:: Supplied information
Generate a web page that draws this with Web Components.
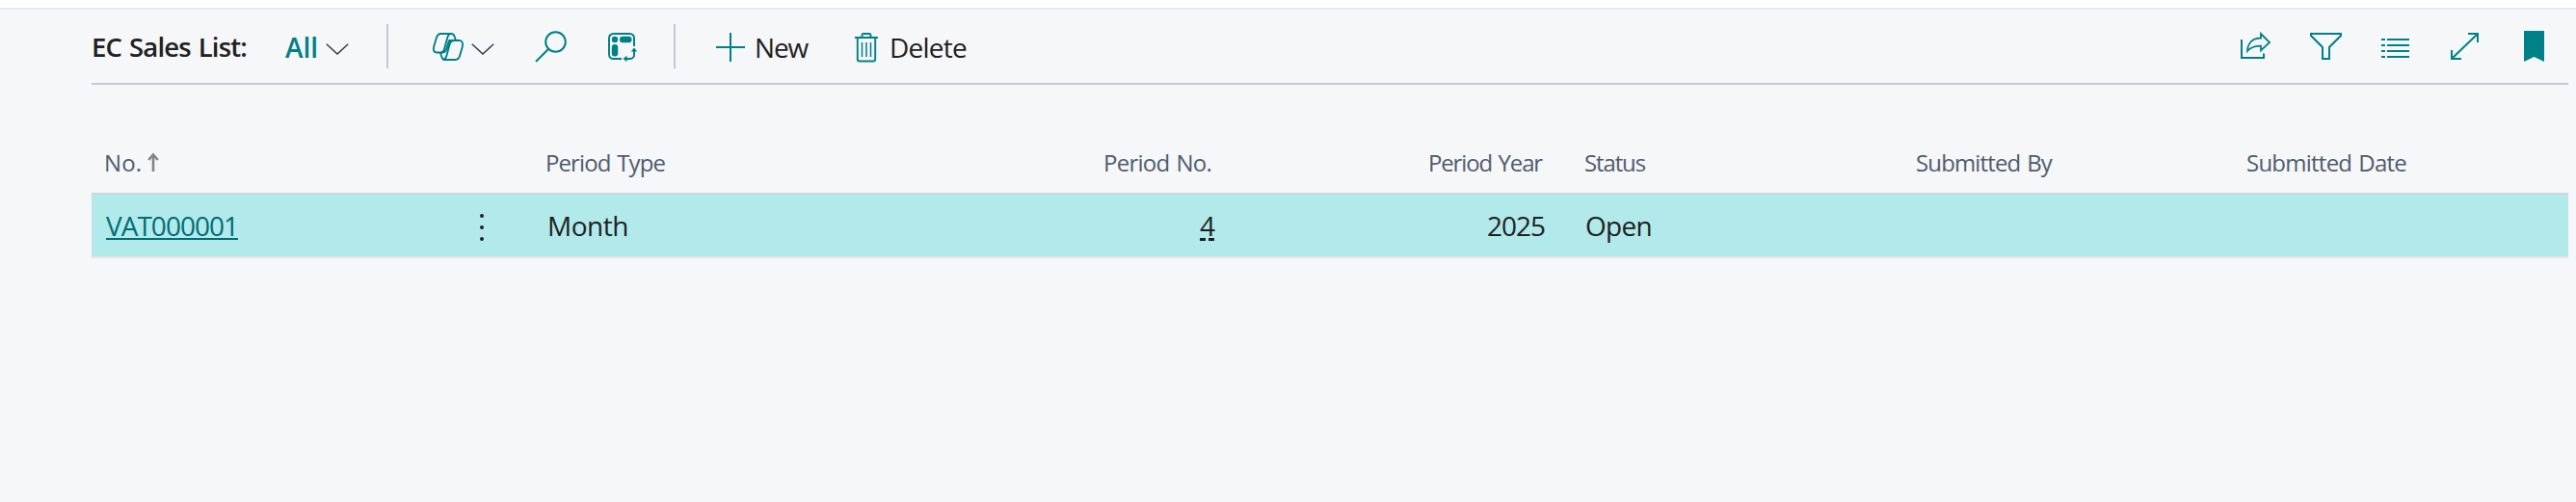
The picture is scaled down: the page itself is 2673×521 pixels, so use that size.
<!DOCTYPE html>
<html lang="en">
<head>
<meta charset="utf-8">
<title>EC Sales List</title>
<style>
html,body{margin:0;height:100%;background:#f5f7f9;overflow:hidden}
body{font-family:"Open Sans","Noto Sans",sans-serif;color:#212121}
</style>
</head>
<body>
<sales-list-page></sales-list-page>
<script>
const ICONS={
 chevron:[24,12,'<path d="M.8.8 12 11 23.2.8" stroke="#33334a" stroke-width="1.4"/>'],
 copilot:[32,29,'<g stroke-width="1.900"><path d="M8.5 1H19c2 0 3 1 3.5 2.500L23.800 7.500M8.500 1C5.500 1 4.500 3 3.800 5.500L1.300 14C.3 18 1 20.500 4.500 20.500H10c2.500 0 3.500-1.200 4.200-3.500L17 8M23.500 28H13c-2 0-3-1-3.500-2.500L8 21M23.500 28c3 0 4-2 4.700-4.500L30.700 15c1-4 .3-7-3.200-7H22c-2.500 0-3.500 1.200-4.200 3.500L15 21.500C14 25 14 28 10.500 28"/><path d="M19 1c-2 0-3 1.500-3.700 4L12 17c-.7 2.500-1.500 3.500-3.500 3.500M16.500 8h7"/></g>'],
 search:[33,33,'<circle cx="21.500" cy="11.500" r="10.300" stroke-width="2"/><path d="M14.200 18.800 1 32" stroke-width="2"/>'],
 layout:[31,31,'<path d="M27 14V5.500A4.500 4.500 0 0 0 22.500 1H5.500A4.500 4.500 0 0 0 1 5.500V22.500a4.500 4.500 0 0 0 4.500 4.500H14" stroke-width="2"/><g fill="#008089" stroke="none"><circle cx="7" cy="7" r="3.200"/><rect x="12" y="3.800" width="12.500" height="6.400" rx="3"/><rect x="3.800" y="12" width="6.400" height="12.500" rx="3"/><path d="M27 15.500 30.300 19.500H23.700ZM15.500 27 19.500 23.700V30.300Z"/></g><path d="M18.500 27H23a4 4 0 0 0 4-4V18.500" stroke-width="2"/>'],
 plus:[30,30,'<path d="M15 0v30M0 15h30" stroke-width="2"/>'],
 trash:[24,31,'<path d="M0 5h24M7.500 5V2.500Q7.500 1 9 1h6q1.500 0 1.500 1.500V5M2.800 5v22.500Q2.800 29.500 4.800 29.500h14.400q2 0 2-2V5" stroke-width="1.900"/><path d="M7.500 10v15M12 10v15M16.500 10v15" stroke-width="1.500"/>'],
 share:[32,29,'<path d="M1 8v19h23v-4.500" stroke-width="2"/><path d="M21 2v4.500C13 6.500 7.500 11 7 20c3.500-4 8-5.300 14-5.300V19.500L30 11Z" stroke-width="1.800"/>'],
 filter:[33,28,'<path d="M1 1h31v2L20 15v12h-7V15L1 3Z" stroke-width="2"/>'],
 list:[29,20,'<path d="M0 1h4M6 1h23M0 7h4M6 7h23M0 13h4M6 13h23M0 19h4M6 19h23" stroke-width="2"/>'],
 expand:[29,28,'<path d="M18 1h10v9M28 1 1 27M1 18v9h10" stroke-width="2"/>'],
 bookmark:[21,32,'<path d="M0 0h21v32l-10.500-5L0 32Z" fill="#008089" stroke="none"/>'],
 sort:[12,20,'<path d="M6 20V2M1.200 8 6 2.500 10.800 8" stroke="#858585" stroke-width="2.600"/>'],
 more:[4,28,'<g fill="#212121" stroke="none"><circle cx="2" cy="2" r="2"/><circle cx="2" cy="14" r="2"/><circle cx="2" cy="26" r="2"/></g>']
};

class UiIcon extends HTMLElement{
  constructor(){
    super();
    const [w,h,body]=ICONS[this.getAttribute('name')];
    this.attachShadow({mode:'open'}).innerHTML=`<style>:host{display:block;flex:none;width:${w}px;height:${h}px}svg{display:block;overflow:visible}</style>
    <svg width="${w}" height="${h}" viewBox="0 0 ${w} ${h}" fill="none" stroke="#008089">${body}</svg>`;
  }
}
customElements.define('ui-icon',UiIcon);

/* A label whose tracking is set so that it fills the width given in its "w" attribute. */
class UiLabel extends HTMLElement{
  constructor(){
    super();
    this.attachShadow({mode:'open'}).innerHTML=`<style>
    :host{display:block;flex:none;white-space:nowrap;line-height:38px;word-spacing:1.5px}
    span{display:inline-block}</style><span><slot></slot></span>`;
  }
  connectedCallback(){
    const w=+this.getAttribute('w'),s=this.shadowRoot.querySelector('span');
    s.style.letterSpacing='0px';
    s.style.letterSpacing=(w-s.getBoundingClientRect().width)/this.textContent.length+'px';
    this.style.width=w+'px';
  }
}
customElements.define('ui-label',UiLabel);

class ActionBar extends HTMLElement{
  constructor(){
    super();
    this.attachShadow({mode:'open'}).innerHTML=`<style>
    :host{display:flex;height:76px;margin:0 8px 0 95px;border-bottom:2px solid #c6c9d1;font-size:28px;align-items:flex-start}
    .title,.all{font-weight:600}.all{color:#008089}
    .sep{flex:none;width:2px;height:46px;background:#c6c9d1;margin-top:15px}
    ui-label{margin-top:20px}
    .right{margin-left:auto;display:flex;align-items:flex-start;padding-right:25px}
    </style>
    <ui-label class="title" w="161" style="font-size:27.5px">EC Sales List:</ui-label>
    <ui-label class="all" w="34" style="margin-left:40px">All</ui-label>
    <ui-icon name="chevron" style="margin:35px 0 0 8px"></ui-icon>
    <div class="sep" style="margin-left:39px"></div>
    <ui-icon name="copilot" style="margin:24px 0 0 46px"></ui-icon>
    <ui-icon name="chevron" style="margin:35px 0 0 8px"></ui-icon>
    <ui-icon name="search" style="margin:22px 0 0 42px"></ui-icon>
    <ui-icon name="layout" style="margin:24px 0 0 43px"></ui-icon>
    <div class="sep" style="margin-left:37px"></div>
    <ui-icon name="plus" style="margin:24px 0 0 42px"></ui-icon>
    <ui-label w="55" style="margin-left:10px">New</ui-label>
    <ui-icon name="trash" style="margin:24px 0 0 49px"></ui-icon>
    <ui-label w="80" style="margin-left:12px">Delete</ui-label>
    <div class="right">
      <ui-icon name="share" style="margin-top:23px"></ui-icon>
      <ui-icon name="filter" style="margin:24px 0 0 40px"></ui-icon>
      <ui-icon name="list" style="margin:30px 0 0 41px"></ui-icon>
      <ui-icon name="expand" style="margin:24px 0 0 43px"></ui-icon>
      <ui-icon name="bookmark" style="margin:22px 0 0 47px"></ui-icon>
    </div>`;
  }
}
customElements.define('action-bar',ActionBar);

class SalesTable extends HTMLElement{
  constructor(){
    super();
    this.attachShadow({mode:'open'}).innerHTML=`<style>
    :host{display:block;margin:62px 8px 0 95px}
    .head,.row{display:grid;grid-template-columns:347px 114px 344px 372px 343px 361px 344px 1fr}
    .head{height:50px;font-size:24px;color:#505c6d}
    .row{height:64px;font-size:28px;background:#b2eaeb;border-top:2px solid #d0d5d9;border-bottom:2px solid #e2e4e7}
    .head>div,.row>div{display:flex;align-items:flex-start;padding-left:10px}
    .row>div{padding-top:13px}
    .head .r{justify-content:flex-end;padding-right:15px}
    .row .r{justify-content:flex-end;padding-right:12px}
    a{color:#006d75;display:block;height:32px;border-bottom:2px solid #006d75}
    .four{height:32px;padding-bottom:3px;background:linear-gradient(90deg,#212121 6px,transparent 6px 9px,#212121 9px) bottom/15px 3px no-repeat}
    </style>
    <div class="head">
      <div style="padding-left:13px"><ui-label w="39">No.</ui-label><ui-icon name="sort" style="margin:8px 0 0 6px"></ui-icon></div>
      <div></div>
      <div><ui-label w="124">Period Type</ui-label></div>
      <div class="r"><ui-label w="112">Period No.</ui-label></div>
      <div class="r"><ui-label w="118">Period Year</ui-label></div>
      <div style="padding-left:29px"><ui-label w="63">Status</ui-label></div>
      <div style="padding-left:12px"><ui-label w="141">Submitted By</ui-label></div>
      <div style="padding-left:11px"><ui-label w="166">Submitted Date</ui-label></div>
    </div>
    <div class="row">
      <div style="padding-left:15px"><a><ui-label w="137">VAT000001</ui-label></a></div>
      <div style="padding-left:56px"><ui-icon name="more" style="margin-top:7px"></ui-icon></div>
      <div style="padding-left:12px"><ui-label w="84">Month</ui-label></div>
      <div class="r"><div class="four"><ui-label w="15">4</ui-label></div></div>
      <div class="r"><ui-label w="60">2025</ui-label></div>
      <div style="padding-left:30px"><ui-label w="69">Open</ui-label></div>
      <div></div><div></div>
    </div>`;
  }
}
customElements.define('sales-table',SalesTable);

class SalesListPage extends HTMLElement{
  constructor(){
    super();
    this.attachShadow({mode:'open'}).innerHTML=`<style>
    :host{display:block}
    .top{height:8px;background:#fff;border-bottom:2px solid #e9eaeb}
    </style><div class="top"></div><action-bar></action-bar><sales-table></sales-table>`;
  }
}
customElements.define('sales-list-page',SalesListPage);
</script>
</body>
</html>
::::
* **Requirement**
Locate the string "size" in the listing above and copy every line where it occurs.

* **Result**
The picture is scaled down: the page itself is 2673×521 pixels, so use that size.
    :host{display:flex;height:76px;margin:0 8px 0 95px;border-bottom:2px solid #c6c9d1;font-size:28px;align-items:flex-start}
    <ui-label class="title" w="161" style="font-size:27.5px">EC Sales List:</ui-label>
    .head{height:50px;font-size:24px;color:#505c6d}
    .row{height:64px;font-size:28px;background:#b2eaeb;border-top:2px solid #d0d5d9;border-bottom:2px solid #e2e4e7}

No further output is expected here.